_EXERCISE_: Search the material for the string "table", then return every line where it is found.

>> BEGIN

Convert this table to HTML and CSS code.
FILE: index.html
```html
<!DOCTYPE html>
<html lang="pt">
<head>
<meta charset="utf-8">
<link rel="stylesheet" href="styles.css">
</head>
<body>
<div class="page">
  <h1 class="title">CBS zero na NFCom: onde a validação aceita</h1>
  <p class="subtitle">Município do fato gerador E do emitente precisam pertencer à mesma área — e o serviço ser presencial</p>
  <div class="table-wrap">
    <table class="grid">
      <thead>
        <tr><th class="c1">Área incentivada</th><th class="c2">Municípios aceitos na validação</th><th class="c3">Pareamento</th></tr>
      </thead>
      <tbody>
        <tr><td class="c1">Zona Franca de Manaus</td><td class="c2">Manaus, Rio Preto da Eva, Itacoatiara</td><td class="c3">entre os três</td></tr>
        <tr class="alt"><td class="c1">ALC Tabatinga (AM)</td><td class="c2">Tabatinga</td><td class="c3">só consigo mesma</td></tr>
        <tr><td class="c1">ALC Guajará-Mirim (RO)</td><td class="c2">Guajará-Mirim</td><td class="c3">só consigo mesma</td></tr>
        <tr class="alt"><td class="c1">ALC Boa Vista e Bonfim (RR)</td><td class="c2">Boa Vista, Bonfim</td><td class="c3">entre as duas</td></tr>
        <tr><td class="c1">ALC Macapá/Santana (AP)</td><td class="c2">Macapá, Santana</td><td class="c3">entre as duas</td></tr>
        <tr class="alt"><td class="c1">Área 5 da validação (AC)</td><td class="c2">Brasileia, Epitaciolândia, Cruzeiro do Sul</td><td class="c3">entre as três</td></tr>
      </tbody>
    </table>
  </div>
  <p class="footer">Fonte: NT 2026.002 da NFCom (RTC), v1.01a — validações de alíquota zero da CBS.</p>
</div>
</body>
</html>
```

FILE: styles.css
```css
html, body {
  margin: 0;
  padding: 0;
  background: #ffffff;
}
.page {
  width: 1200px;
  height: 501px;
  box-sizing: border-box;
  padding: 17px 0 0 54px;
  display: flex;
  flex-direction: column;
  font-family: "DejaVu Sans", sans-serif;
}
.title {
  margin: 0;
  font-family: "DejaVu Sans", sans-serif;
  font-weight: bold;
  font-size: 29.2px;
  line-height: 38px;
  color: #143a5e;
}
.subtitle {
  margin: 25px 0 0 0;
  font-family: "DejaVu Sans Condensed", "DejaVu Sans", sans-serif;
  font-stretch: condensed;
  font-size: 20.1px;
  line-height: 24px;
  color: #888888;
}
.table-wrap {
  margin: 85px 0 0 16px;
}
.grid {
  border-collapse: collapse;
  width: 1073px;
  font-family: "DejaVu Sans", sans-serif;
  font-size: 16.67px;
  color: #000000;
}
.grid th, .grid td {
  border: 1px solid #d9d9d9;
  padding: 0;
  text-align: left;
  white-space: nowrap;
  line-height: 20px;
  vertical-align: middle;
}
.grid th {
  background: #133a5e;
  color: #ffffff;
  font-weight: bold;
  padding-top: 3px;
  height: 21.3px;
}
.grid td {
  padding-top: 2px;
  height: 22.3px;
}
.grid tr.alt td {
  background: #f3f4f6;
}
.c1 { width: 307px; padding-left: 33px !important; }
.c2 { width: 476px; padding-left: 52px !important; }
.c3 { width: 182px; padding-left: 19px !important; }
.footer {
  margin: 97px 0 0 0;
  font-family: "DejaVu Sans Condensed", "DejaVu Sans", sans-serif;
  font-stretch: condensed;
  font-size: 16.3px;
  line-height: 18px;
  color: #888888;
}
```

>> END

_OUTPUT_:
Convert this table to HTML and CSS code.
  <div class="table-wrap">
    <table class="grid">
    </table>
.table-wrap {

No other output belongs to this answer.